◆ **Task brief**: Report how many lines contain "Emit", with no other words.

◆ **Raw records**:

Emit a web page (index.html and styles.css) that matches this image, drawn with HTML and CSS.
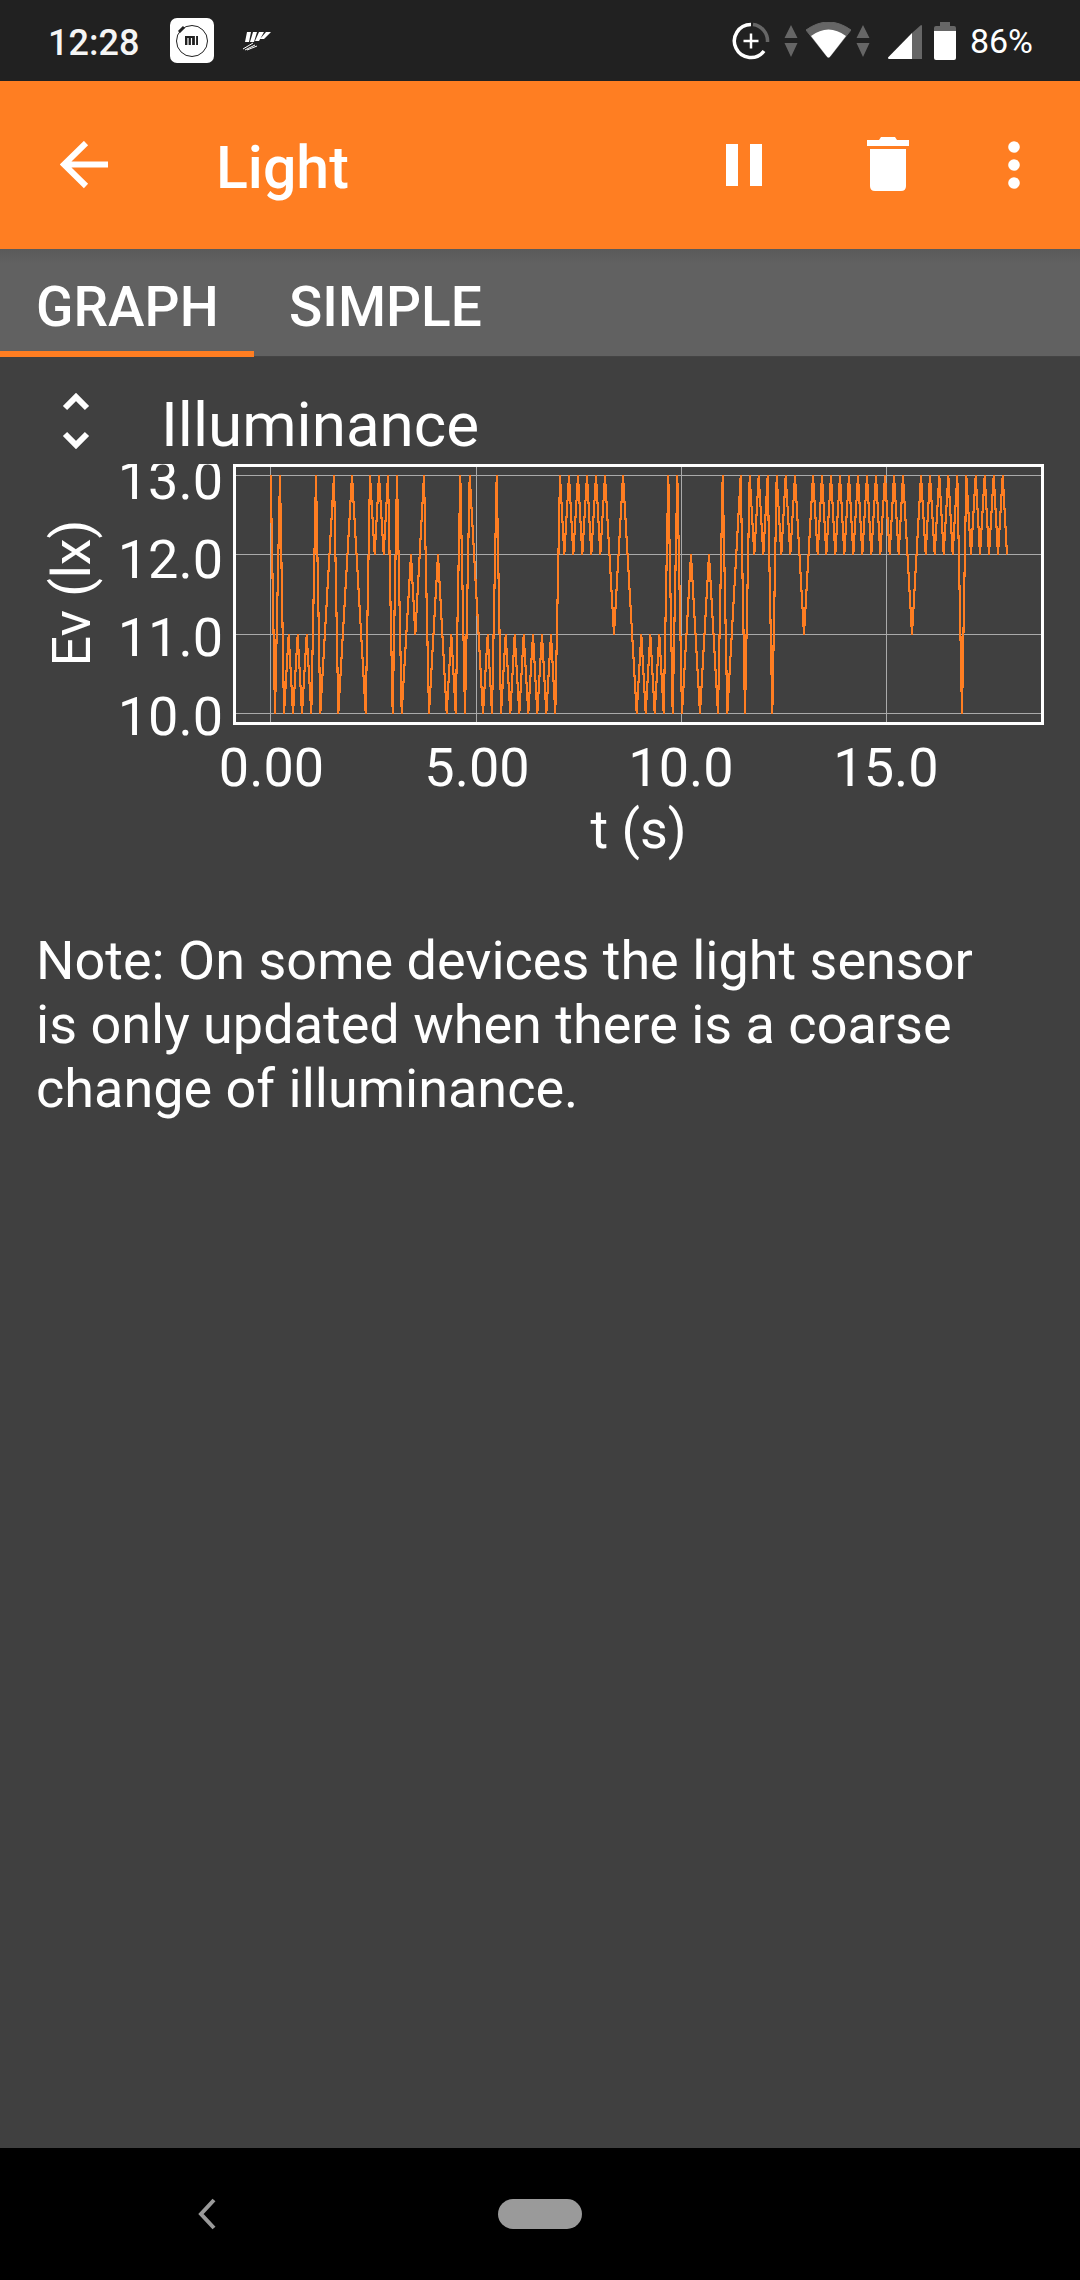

* * *

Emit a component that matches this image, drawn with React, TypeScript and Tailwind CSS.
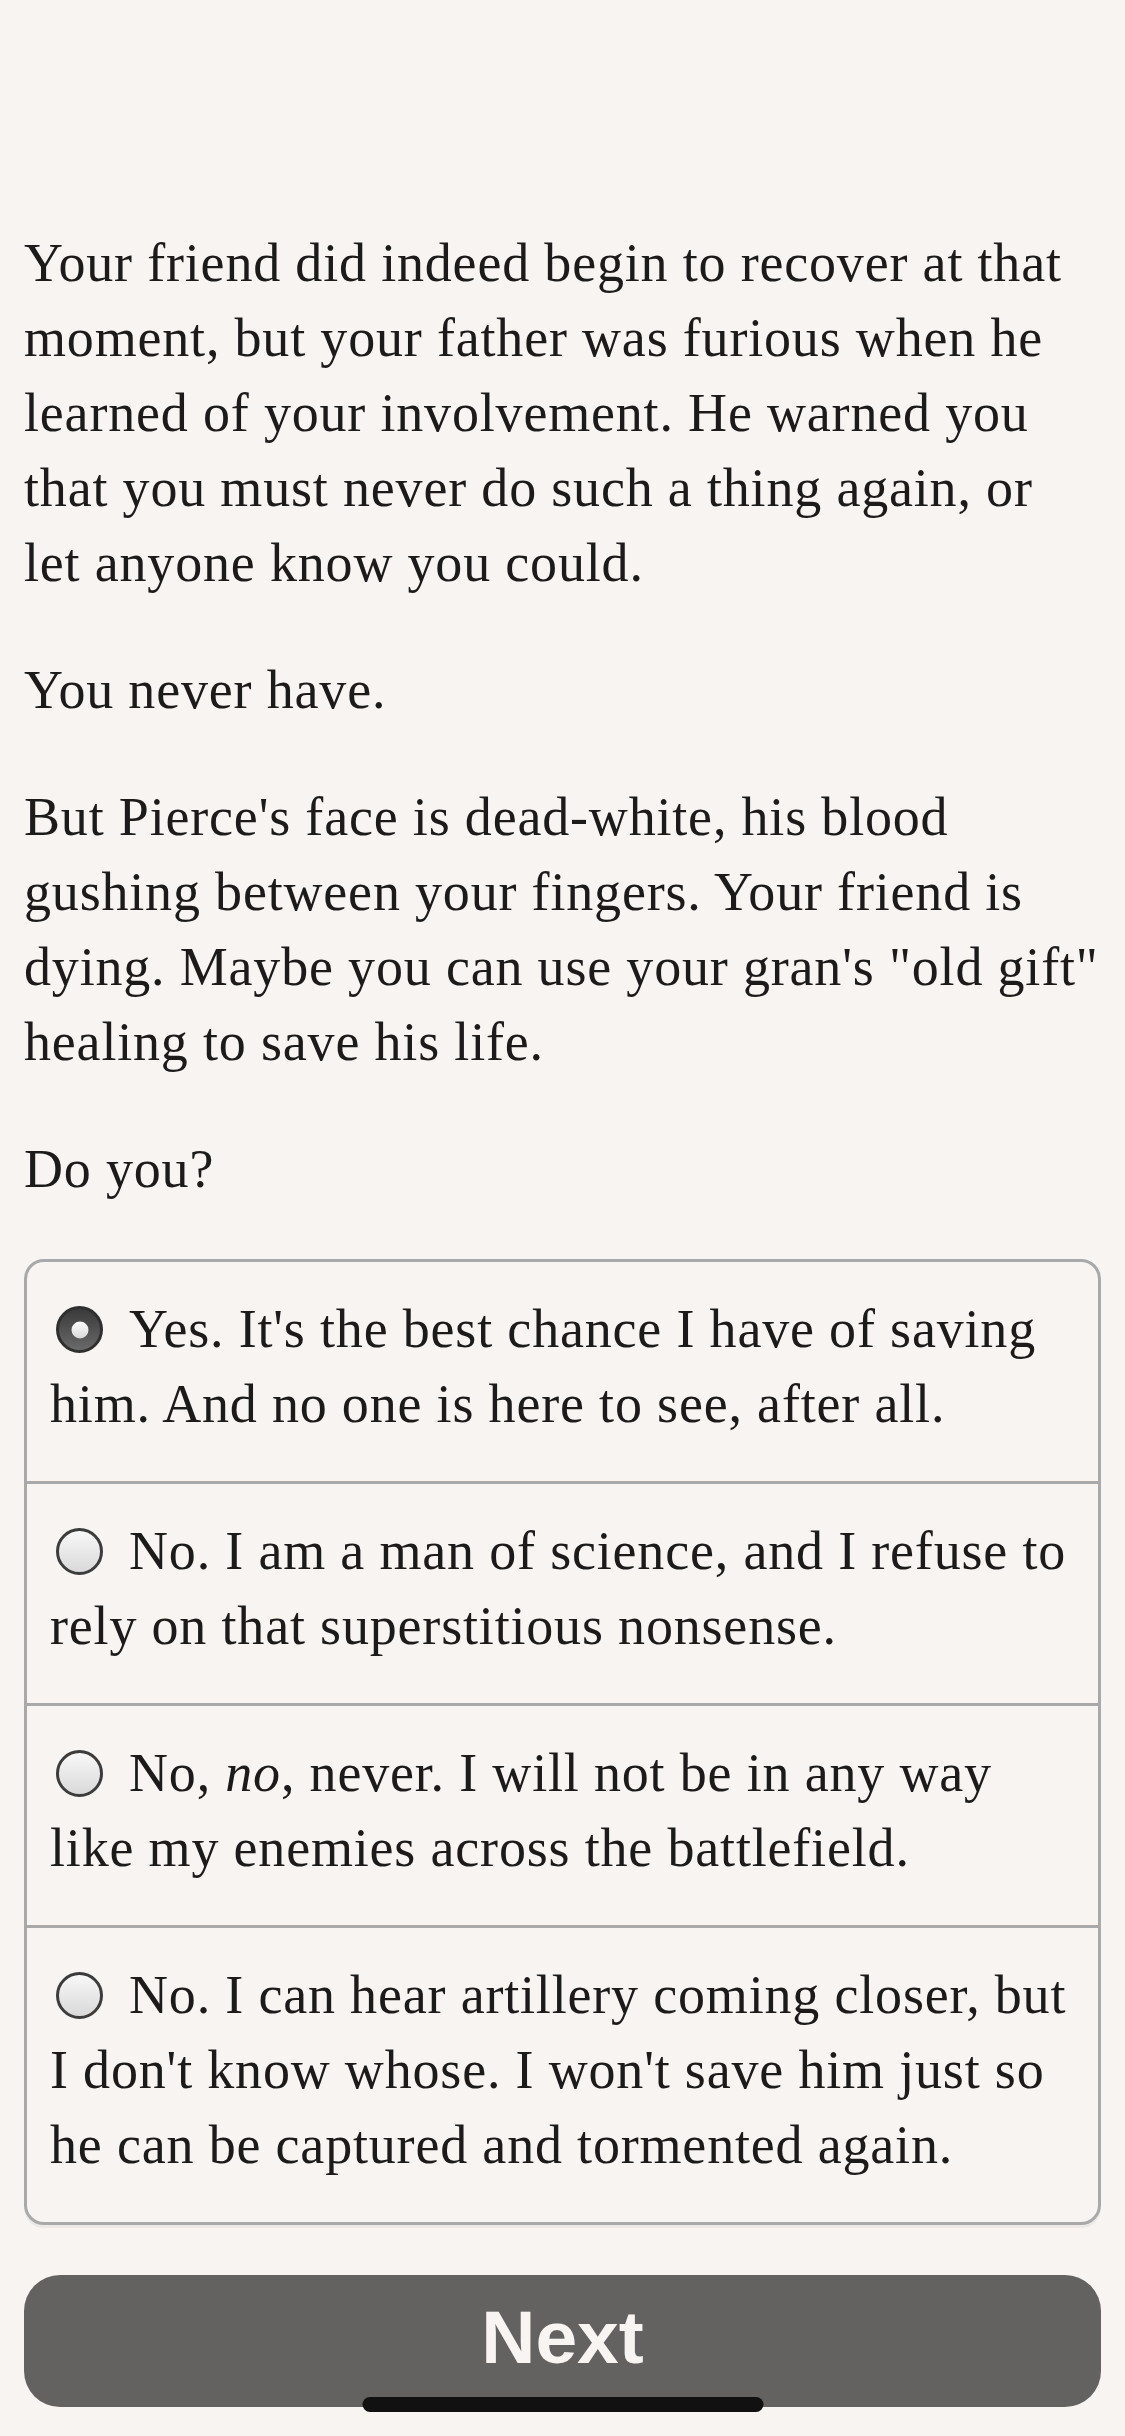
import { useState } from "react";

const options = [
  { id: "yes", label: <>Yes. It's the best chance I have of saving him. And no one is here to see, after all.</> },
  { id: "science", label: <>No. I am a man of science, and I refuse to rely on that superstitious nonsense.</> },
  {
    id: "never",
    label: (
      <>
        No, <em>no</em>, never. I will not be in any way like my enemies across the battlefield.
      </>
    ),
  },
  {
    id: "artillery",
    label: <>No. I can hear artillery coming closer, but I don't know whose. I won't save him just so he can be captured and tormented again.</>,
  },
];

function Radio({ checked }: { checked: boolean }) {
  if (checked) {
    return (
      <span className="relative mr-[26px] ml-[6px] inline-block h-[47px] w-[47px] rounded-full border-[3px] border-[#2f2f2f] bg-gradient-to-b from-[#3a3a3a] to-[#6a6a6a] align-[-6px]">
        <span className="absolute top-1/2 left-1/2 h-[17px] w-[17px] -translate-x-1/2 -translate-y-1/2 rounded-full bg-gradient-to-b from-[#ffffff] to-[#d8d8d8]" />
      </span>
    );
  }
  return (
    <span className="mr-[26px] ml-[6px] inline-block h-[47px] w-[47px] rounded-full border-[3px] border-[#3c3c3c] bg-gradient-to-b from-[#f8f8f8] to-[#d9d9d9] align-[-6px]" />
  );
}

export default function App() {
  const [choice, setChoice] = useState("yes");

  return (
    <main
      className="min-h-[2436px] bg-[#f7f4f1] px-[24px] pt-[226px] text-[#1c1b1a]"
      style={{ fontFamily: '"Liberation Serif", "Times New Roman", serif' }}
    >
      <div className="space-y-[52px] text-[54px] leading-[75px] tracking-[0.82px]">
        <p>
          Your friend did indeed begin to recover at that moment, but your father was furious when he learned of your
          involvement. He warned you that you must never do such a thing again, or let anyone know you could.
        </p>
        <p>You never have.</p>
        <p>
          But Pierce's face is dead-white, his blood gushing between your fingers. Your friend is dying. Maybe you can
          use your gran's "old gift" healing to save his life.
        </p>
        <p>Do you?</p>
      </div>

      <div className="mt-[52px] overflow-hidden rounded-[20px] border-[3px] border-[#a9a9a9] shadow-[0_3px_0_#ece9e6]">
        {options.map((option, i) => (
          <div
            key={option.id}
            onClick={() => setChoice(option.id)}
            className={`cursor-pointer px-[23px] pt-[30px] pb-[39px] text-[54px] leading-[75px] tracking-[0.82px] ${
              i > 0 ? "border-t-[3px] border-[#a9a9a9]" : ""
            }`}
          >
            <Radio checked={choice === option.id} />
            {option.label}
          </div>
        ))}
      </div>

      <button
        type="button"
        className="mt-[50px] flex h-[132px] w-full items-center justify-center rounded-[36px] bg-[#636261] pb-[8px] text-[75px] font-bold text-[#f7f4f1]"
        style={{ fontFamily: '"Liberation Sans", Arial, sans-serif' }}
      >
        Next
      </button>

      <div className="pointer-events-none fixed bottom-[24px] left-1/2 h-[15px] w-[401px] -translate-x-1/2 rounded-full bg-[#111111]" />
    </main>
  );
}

◆ **Answer to the exercise**: 2